I find myself registering for a lot of webinars these days, usually listening to them in the background while I answer emails, like they are some bizarre work-from-home playlist. One webinar I caught last week was for faith leaders and gave leadership tips for crisis moments. The two panelists on the call had led their congregations through natural disasters. One pastor and his congregation had weathered five hurricanes!
At the end of the call one of the panelists said, “Never waste a crisis.” He went on to explain that moments of crisis are when things are intensified and we can see more clearly if our values are the things central to our identity, or if they are just fine ideas that we wish were central to our identity.
Finding the pearl of great value is a discovery that disrupts the flow of normal life, and crystallizes exactly what is important, what is real, and what matters. It is worth giving up everything else to have this one thing. It promises a new way of living.
In the vastness of a global pandemic, amid riots across the country, which of our values has been our guiding star? How have our actions pointed to our values? And do those values support our identity as people? Which of these is a “pearl”?
I can’t answer those questions for you as an individual. I know that as a people of faith, I am proud that our Agape and mission teams have sprung to action to give whatever they had - whether it was food, money, or supplies on hand - to help make this time of uncertainty less painful for our neighbors. That drive to spring to action when others are suffering is a pearl.
What would it mean to dive headfirst toward the impulse to end suffering?
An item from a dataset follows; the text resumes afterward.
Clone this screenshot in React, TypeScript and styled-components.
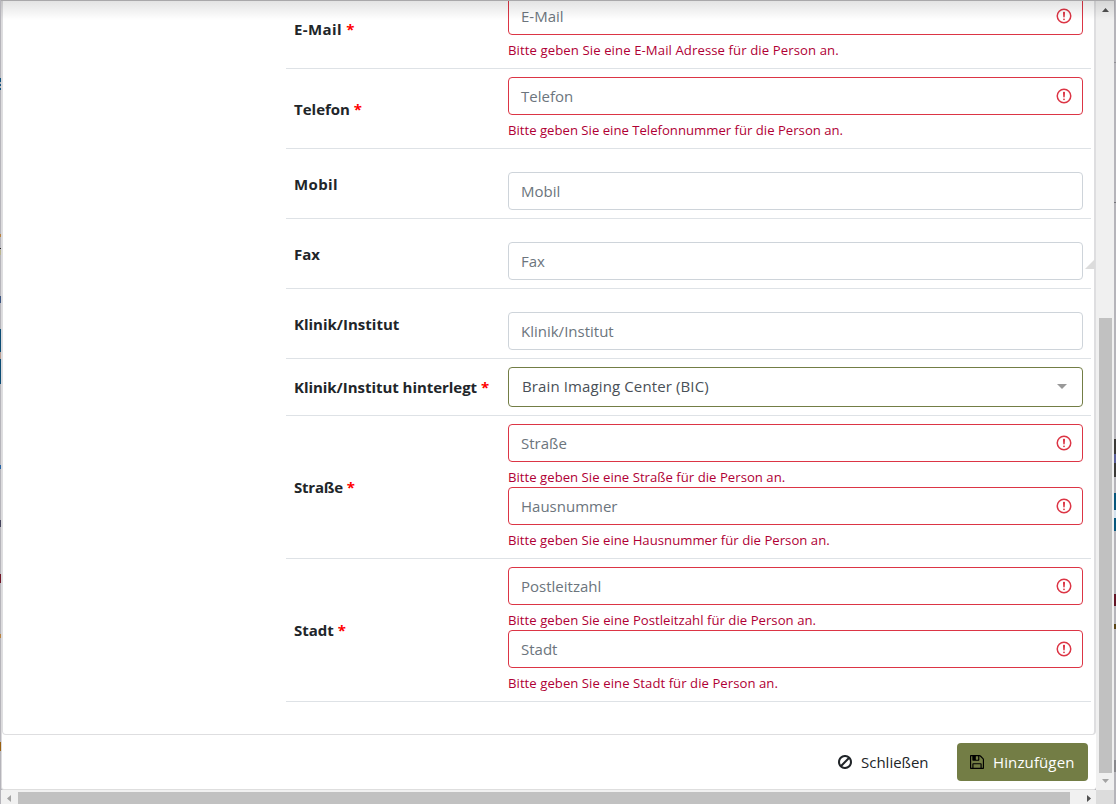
import React from "react";
import styled, { createGlobalStyle } from "styled-components";

const Global = createGlobalStyle`
  *, *::before, *::after { box-sizing: border-box; }
  body { margin: 0; overflow: hidden; background: #b5b4ba; color: #212529;
    font: 15px/24px "Open Sans", "Noto Sans", sans-serif; }
`;

const Page = styled.div`
  position: relative;
  height: 804px;
  width: 1116px;
  display: grid;
  grid-template-columns: 1095px 18px;
  grid-template-rows: 790px 14px;
  padding-left: 1px;
  overflow: hidden;
`;
const Dialog = styled.main`
  display: flex;
  flex-direction: column;
  background: #fff;
  border-left: 1px solid #dcdbdd;
  border-bottom: 1px solid #dedede;
  border-radius: 0 0 3px 3px;
  min-width: 0;
`;
const Body = styled.section`
  height: 735px;
  padding: 0 3px 0 283px;
  border: solid #dedee0;
  border-width: 0 2px 1px 1px;
  border-radius: 0 0 4px 4px;
  overflow: hidden;
`;
const Rows = styled.div`
  margin-top: -11px;
`;
const Row = styled.div<{ $top?: number }>`
  display: grid;
  grid-template-columns: 206px 575px;
  column-gap: 8px;
  align-items: center;
  padding: ${(p) => p.$top ?? 8}px 8px 8px;
  border-bottom: 1px solid #dee2e6;
`;
const Label = styled.label<{ $lift?: boolean; $track?: number }>`
  font-weight: 700;
  white-space: nowrap;
  letter-spacing: ${(p) => p.$track ?? 0}px;
  margin-top: ${(p) => (p.$lift ? -14 : 0)}px;
`;
const Star = styled.span`
  color: #f00;
`;
const Control = styled.div<{ $invalid?: boolean }>`
  display: flex;
  align-items: center;
  justify-content: space-between;
  height: 38px;
  padding: 0 9px 0 12px;
  background: #fff;
  border: 1px solid ${(p) => (p.$invalid ? "#dc3545" : "#ced4da")};
  border-radius: 4px;
  color: #6c757d;
`;
const Select = styled(Control)`
  height: 40px;
  padding: 0 15px 2px 13px;
  border-color: #737d45;
  color: #495057;
  letter-spacing: 0.12px;
`;
const Caret = styled.i`
  border: solid transparent;
  border-width: 5px 5px 0;
  border-top-color: #999;
`;
const Feedback = styled.div<{ $track?: number }>`
  height: 21px;
  margin-top: 4px;
  color: #b00035;
  font-size: 13.15px;
  line-height: 22px;
  letter-spacing: ${(p) => p.$track ?? 0.02}px;
  white-space: nowrap;
`;
const Footer = styled.footer`
  height: 54px;
  display: flex;
  justify-content: flex-end;
  align-items: flex-start;
  gap: 16px;
  padding: 8px 8px 0 0;
`;
const Button = styled.button<{ $primary?: boolean }>`
  display: flex;
  align-items: center;
  gap: 9px;
  height: 38px;
  width: ${(p) => (p.$primary ? 131 : 116)}px;
  padding: 0 13px;
  border: 0;
  border-radius: 4px;
  background: ${(p) => (p.$primary ? "#737d45" : "transparent")};
  color: ${(p) => (p.$primary ? "#fff" : "#212529")};
  font: inherit;
  letter-spacing: ${(p) => (p.$primary ? 0.12 : 0)}px;
  svg { fill: ${(p) => (p.$primary ? "#000" : "#212529")}; flex: none; }
`;
const VBar = styled.div`
  display: flex;
  flex-direction: column;
  align-items: center;
  background: #f0f0f0;
  padding: 8px 0 0 1px;
`;
const VThumb = styled.div`
  width: 13px;
  height: 455px;
  margin: 305px 0 6px;
  background: #c1c1c1;
`;
const HBar = styled.div`
  display: flex;
  align-items: center;
  background: #f1f1f1;
  padding: 2px 6px 0 6px;
`;
const HThumb = styled.div`
  width: 1052px;
  height: 12px;
  margin: 0 17px 0 6px;
  background: #c1c1c1;
  flex: none;
`;
const Corner = styled.div`
  background: #dcdcdc;
`;
const Arrow = styled.svg`
  display: block;
  flex: none;
`;
const TopShade = styled.div`
  position: absolute;
  inset: 0 1px auto 1px;
  height: 20px;
  border-top: 1px solid #a9a8aa;
  background: linear-gradient(rgba(0, 0, 0, 0.11), rgba(0, 0, 0, 0));
`;
const Grip = styled.i`
  position: absolute;
  left: 1085px;
  top: 259px;
  border: solid transparent;
  border-width: 0 0 10px 10px;
  border-bottom-color: #dcdcdc;
`;
const Sliver = styled.i<{ $x: number; $y: number; $h: number; $c: string }>`
  position: absolute;
  left: ${(p) => p.$x}px;
  top: ${(p) => p.$y}px;
  width: ${(p) => (p.$x ? 2 : 1)}px;
  height: ${(p) => p.$h}px;
  background: ${(p) => p.$c};
`;

const ErrorIcon = () => (
  <svg width="18" height="18" viewBox="0 0 12 12" fill="none" stroke="#dc3545">
    <circle cx="6" cy="6" r="4.5" />
    <path strokeLinejoin="round" d="M5.8 3.6h.4L6 6.5z" />
    <circle cx="6" cy="8.2" r=".6" fill="#dc3545" stroke="none" />
  </svg>
);
const BanIcon = () => (
  <svg width="14" height="14" viewBox="0 125 1536 1536">
    <path d="M1312 893q0-161-87-295l-754 753q137 89 297 89 111 0 211.5-43.5t173.5-116.5 116-174.5 43-212.5zM313 1192l755-754q-135-91-300-91-148 0-273 73t-198 199-73 274q0 162 89 299zM1536 893q0 157-61 300t-163.5 246-245 164-298.5 61-298.5-61-245-164-163.5-246-61-300 61-299.5 163.5-245.5 245-164 298.5-61 298.5 61 245 164 163.5 245.5 61 299.5z" />
  </svg>
);
const SaveIcon = () => (
  <svg width="14" height="14" viewBox="0 128 1536 1536">
    <path d="M384 1536h768v-384h-768v384zM1280 1536h128v-896q0-14-10-38.5t-20-34.5l-281-281q-10-10-34-20t-39-10v416q0 40-28 68t-68 28h-576q-40 0-68-28t-28-68v-416h-128v1280h128v-416q0-40 28-68t68-28h832q40 0 68 28t28 68v416zM896 608v-320q0-13-9.5-22.5t-22.5-9.5h-192q-13 0-22.5 9.5t-9.5 22.5v320q0 13 9.5 22.5t22.5 9.5h192q13 0 22.5-9.5t9.5-22.5zM1536 640v928q0 40-28 68t-68 28h-1344q-40 0-68-28t-28-68v-1344q0-40 28-68t68-28h928q40 0 88 20t76 48l280 280q28 28 48 76t20 88z" />
  </svg>
);

type Entry = { name: string; error?: string; track?: number };
const Field = ({ name, error, track }: Entry) => (
  <>
    <Control $invalid={!!error}>
      <span>{name}</span>
      {error && <ErrorIcon />}
    </Control>
    {error && <Feedback $track={track}>Bitte geben Sie eine {error} für die Person an.</Feedback>}
  </>
);

const groups: { label: string; track?: number; fields: Entry[] }[] = [
  { label: "E-Mail", track: 0.4, fields: [{ name: "E-Mail", error: "E-Mail Adresse", track: 0.09 }] },
  { label: "Telefon", fields: [{ name: "Telefon", error: "Telefonnummer", track: 0 }] },
  { label: "Mobil", track: 0.4, fields: [{ name: "Mobil" }] },
  { label: "Fax", fields: [{ name: "Fax" }] },
  { label: "Klinik/Institut", fields: [{ name: "Klinik/Institut" }] },
  { label: "Klinik/Institut hinterlegt", track: -0.04, fields: [] },
  { label: "Straße", track: -0.2, fields: [{ name: "Straße", error: "Straße" }, { name: "Hausnummer", error: "Hausnummer" }] },
  { label: "Stadt", fields: [{ name: "Postleitzahl", error: "Postleitzahl", track: 0.03 }, { name: "Stadt", error: "Stadt", track: 0.04 }] },
];

const slivers: [number, number, number, string][] = [
  [0, 78, 4, "#11527e"], [0, 84, 2, "#11527e"], [0, 88, 2, "#11527e"],
  [0, 234, 3, "#b8813f"], [0, 248, 1, "#222"], [0, 250, 5, "#b9b58f"],
  [0, 296, 7, "#3c5580"], [0, 329, 23, "#0b4c75"], [0, 352, 7, "#b79c92"], [0, 359, 25, "#0b4c75"],
  [0, 465, 4, "#2463a5"], [0, 520, 7, "#45445c"], [0, 574, 9, "#701527"],
  [0, 634, 4, "#b8813f"], [0, 742, 9, "#9a600f"],
  [1114, 62, 1, "#929196"], [1114, 202, 1, "#77767b"],
  [1114, 439, 38, "#3b3937"], [1114, 454, 9, "#5b5f98"],
  [1114, 493, 38, "#08577d"], [1114, 510, 8, "#d3e1ee"],
  [1114, 594, 12, "#641627"], [1114, 624, 5, "#5a4517"], [1114, 760, 12, "#88878c"],
];

export default function App() {
  return (
    <>
      <Global />
      <Page>
        <Dialog>
          <Body>
            <Rows>
              {groups.map(({ label, track, fields }) => {
                const plain = fields.length > 0 && !fields[0].error;
                return (
                  <Row key={label} $top={plain ? 23 : 8}>
                    <Label $lift={plain} $track={track}>
                      {label} {!plain && <Star>*</Star>}
                    </Label>
                    <div>
                      {fields.length ? (
                        fields.map((f) => <Field key={f.name} {...f} />)
                      ) : (
                        <Select>
                          <span>Brain Imaging Center (BIC)</span>
                          <Caret />
                        </Select>
                      )}
                    </div>
                  </Row>
                );
              })}
            </Rows>
          </Body>
          <Footer>
            <Button>
              <BanIcon />
              <span>Schließen</span>
            </Button>
            <Button $primary>
              <SaveIcon />
              <span>Hinzufügen</span>
            </Button>
          </Footer>
        </Dialog>
        <VBar>
          <Arrow width="7" height="5" viewBox="0 0 7 5" fill="#505050"><path d="M0 4h7L3.5 0z" /></Arrow>
          <VThumb />
          <Arrow width="7" height="4" viewBox="0 0 7 4" fill="#a3a3a3"><path d="M0 0h7L3.5 4z" /></Arrow>
        </VBar>
        <HBar>
          <Arrow width="5" height="7" viewBox="0 0 5 7" fill="#a3a3a3"><path d="M4 0v7L0 3.5z" /></Arrow>
          <HThumb />
          <Arrow width="5" height="7" viewBox="0 0 5 7" fill="#505050"><path d="M0 0v7L4 3.5z" /></Arrow>
        </HBar>
        <Corner />
        <TopShade />
        <Grip />
        {slivers.map(([x, y, h, c]) => (
          <Sliver key={`${x}-${y}`} $x={x} $y={y} $h={h} $c={c} />
        ))}
      </Page>
    </>
  );
}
The last thing one of the panelists said was that to decide when it is safe to do things more normally, we should ask “Am I making a decision because I am tired of how things are, or because things have changed?” When I apply this question to the protests and riots in major cities across our country, the answer is “both.” Some things have changed to expose the ugly side of how our society functions to ensure the suffering, even suffering unto death, of others. I am also tired of how things are. I am tired of living with inequalities. I am tired of poverty. I am tired of segregation. I am tired of unequal pay. I am just so tired.
We have found some pearls. We know what we value. Will we give up everything we have known in order to pursue a new way of living?